Let's reveal what we can get from Maximal Marginal Relevance (MMR) and how it can be used to improve search results.

In [None]:
from langchain_qdrant import QdrantVectorStore
from langchain.chains.qa_with_sources.retrieval import RetrievalQAWithSourcesChain

qdrant_code_store = QdrantVectorStore(
    client=client,
    collection_name="code_collection",
    embedding=openAIEmb
)

# MMR example
# Base code snippets with slight variations
BASE_SNIPPET_0 = """
def add_numbers(a, b):
    return a + b  # Adds two numbers
"""

BASE_SNIPPET_1 = """
def sum_values(x, y):
    result = x + y  # Returns the sum of two values
    return result
"""

BASE_SNIPPET_2 = """
def calculate_sum(num1, num2):
    total = num1 + num2
    return total  # Returns total of num1 and num2
"""

BASE_SNIPPET_3 = """
def add_two_values(value1, value2):
    return value1 + value2  # Adding two numbers together
"""

# A snippet with a slightly different functionality
DIFFERENT_SNIPPET = """
def multiply_numbers(x, y):
    return x * y  # Multiplies two numbers
"""

# Insert into index
code_snippets = [
    BASE_SNIPPET_0,
    BASE_SNIPPET_1,
    BASE_SNIPPET_2,
    BASE_SNIPPET_3,
    DIFFERENT_SNIPPET,
]
metadatas = [
    {"source": "Common Python Utilities"},
    {"source": "Common Python Utilities"},
    {"source": "Common Python Utilities"},
    {"source": "Common Python Utilities"},
    {"source": "Mathematical Operations Module"},
]

qdrant_code_store.add_texts(code_snippets, metadatas=metadatas)

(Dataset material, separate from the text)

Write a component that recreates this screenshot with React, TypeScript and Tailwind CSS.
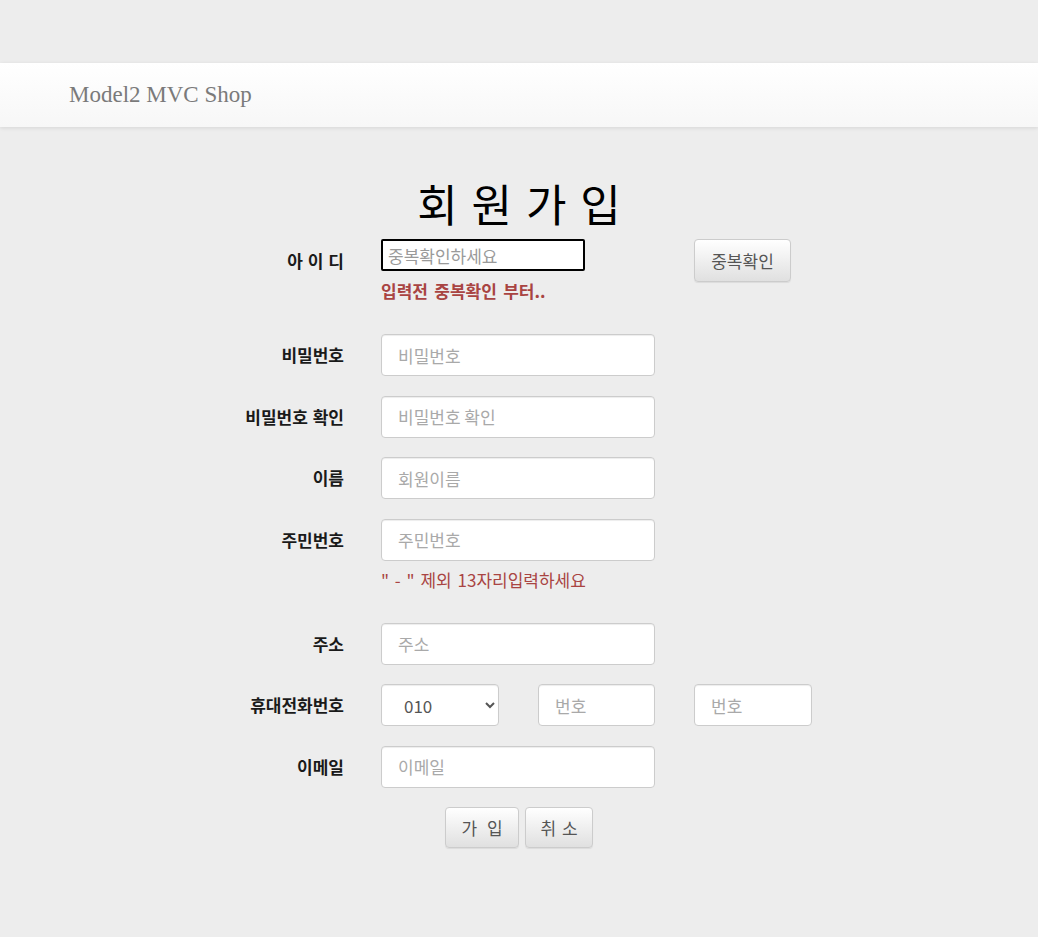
import { ReactNode } from "react";

const kr = "font-['Noto_Sans_CJK_KR','Noto_Sans',sans-serif]";

const inputCls =
  "h-[42px] rounded-[4px] border border-[#cccccc] bg-white px-[16px] text-[17px] text-[#555] placeholder:text-[#a9a9a9] shadow-[inset_0_1px_1px_rgba(0,0,0,0.075)] outline-none";

const btnCls =
  "rounded-[4px] border border-[#cccccc] bg-gradient-to-b from-white to-[#e0e0e0] text-[17px] text-[#555] shadow-[0_1px_1px_rgba(0,0,0,0.075)]";

function Row({ label, children, className = "", labelH = "h-[42px]" }: { label: string; children: ReactNode; className?: string; labelH?: string }) {
  return (
    <div className={`flex items-start ${className}`}>
      <label className={`flex w-[344px] shrink-0 items-center justify-end text-[17px] font-bold text-[#1a1a1a] [word-spacing:1px] ${labelH}`}>{label}</label>
      <div className="ml-[37px]">{children}</div>
    </div>
  );
}

export default function App() {
  return (
    <div className={`min-h-screen bg-[#ededed] pt-[63px] ${kr}`}>
      <nav className="flex h-[64px] items-center bg-gradient-to-b from-white to-[#f7f7f7] pl-[69px] shadow-[0_1px_4px_rgba(0,0,0,0.1)]">
        <span className="font-['Liberation_Serif',serif] text-[23px] text-[#7a7a7a]">Model2 MVC Shop</span>
      </nav>

      <h1 className="mt-[50px] text-center text-[44px] leading-[52px] font-normal text-black [word-spacing:4px]">회 원 가 입</h1>

      <form className="mt-[10px] pb-[80px]">
        <Row label="아 이 디" labelH="h-[43px]" className="mb-[31px]">
          <div className="flex items-start">
            <div className="w-[313px]">
              <input
                className="h-[32px] w-[204px] rounded-[2px] border-2 border-black bg-white px-[5px] text-[17px] placeholder:text-[#9a9a9a] outline-none"
                placeholder="중복확인하세요"
              />
              <p className="mt-[8px] text-[17px] leading-[24px] font-bold text-[#a94442] [word-spacing:2.5px]">입력전 중복확인 부터..</p>
            </div>
            <button type="button" className={`${btnCls} h-[43px] w-[97px]`}>중복확인</button>
          </div>
        </Row>

        <Row label="비밀번호" className="mb-[19.5px]">
          <input className={`${inputCls} w-[274px]`} placeholder="비밀번호" />
        </Row>
        <Row label="비밀번호 확인" className="mb-[19.5px]">
          <input className={`${inputCls} w-[274px]`} placeholder="비밀번호 확인" />
        </Row>
        <Row label="이름" className="mb-[19.5px]">
          <input className={`${inputCls} w-[274px]`} placeholder="회원이름" />
        </Row>
        <Row label="주민번호" className="mb-[31px]">
          <input className={`${inputCls} w-[274px]`} placeholder="주민번호" />
          <p className="mt-[7px] text-[17px] leading-[24px] text-[#a94442] [word-spacing:2px]">" - " 제외 13자리입력하세요</p>
        </Row>
        <Row label="주소" className="mb-[19.5px]">
          <input className={`${inputCls} w-[274px]`} placeholder="주소" />
        </Row>
        <Row label="휴대전화번호" className="mb-[19.5px]">
          <div className="flex">
            <select className={`${inputCls} w-[118px] pl-[18px] pr-[8px]`} defaultValue="010">
              <option value="010">010</option>
              <option value="011">011</option>
              <option value="016">016</option>
              <option value="017">017</option>
              <option value="018">018</option>
              <option value="019">019</option>
            </select>
            <input className={`${inputCls} ml-[39px] w-[117px]`} placeholder="번호" />
            <input className={`${inputCls} ml-[39px] w-[118px]`} placeholder="번호" />
          </div>
        </Row>
        <Row label="이메일" className="mb-[19.5px]">
          <input className={`${inputCls} w-[274px]`} placeholder="이메일" />
        </Row>

        <div className="flex justify-center gap-[6px]">
          <button type="button" className={`${btnCls} h-[41px] w-[74px] [word-spacing:6px]`}>가 입</button>
          <button type="button" className={`${btnCls} h-[41px] w-[68px] [word-spacing:2px]`}>취 소</button>
        </div>
      </form>
    </div>
  );
}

QUESTION = "How do I perform basic arithmetic operations in Python? Use one sentence with function reference."

retriever_sim = qdrant_code_store.as_retriever(search_type="similarity", search_kwargs={ "k": 2})

qa_chain_sim = RetrievalQAWithSourcesChain.from_chain_type(
    chat,
    retriever=retriever_sim,
    return_source_documents=True,
)

result = qa_chain_sim({"question": QUESTION})

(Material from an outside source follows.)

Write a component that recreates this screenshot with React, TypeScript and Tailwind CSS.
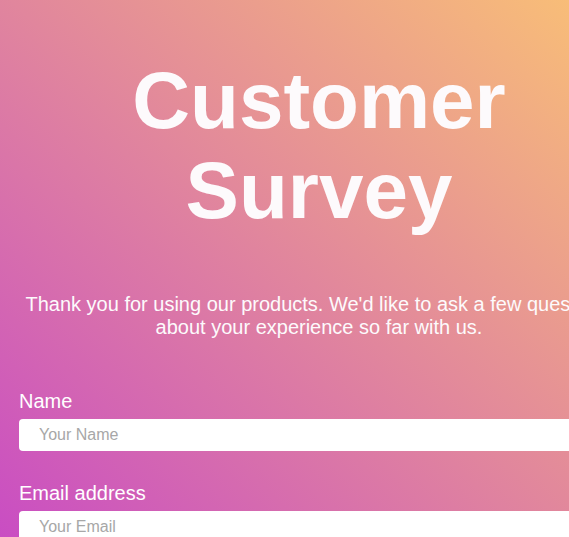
export default function App() {
  return (
    <div className="min-h-screen bg-fixed bg-[linear-gradient(to_top_right,#c94dc3,#f8bd78)] font-['Liberation_Sans',Arial,sans-serif]">
      <div className="w-[639px] pl-[19px] pr-5 pt-[56px] pb-10">
        {/* Header */}
        <h1 className="text-center text-[80px] font-bold leading-[90px] text-[#fdfafc]">Customer Survey</h1>
        <p className="mt-[57px] text-center text-xl leading-[23px] text-[#fdfafc]">
          Thank you for using our products. We'd like to ask a few questions about your experience so far with us.
        </p>

        {/* Form */}
        <form className="mt-[51px] flex flex-col gap-[31px]">
          <div>
            <label htmlFor="name" className="mb-[6px] block text-xl leading-[23px] text-white">
              Name
            </label>
            <input
              id="name"
              type="text"
              placeholder="Your Name"
              className="block h-8 w-full rounded bg-white pl-5 text-base text-gray-800 outline-none placeholder:text-[#a7a7a7]"
            />
          </div>
          <div>
            <label htmlFor="email" className="mb-[6px] block text-xl leading-[23px] text-white">
              Email address
            </label>
            <input
              id="email"
              type="email"
              placeholder="Your Email"
              className="block h-8 w-full rounded bg-white pl-5 text-base text-gray-800 outline-none placeholder:text-[#a7a7a7]"
            />
          </div>
        </form>
      </div>
    </div>
  )
}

print("Similarity-based chain:")
print("Answer:", result['answer'].strip())
print("Sources:", result['sources'].strip())

retriever_mmr = qdrant_code_store.as_retriever(search_type="mmr", search_kwargs={ "k": 2})

# 
qa_chain_mmr = qa_chain_sim = RetrievalQAWithSourcesChain.from_chain_type(
    chat,
    retriever=retriever_mmr,
    return_source_documents=True,
)

result = qa_chain_mmr({"question": QUESTION})

print("\nMMR-based chain:")
print("Answer:", result['answer'].strip())
print("Sources:", result['sources'].strip())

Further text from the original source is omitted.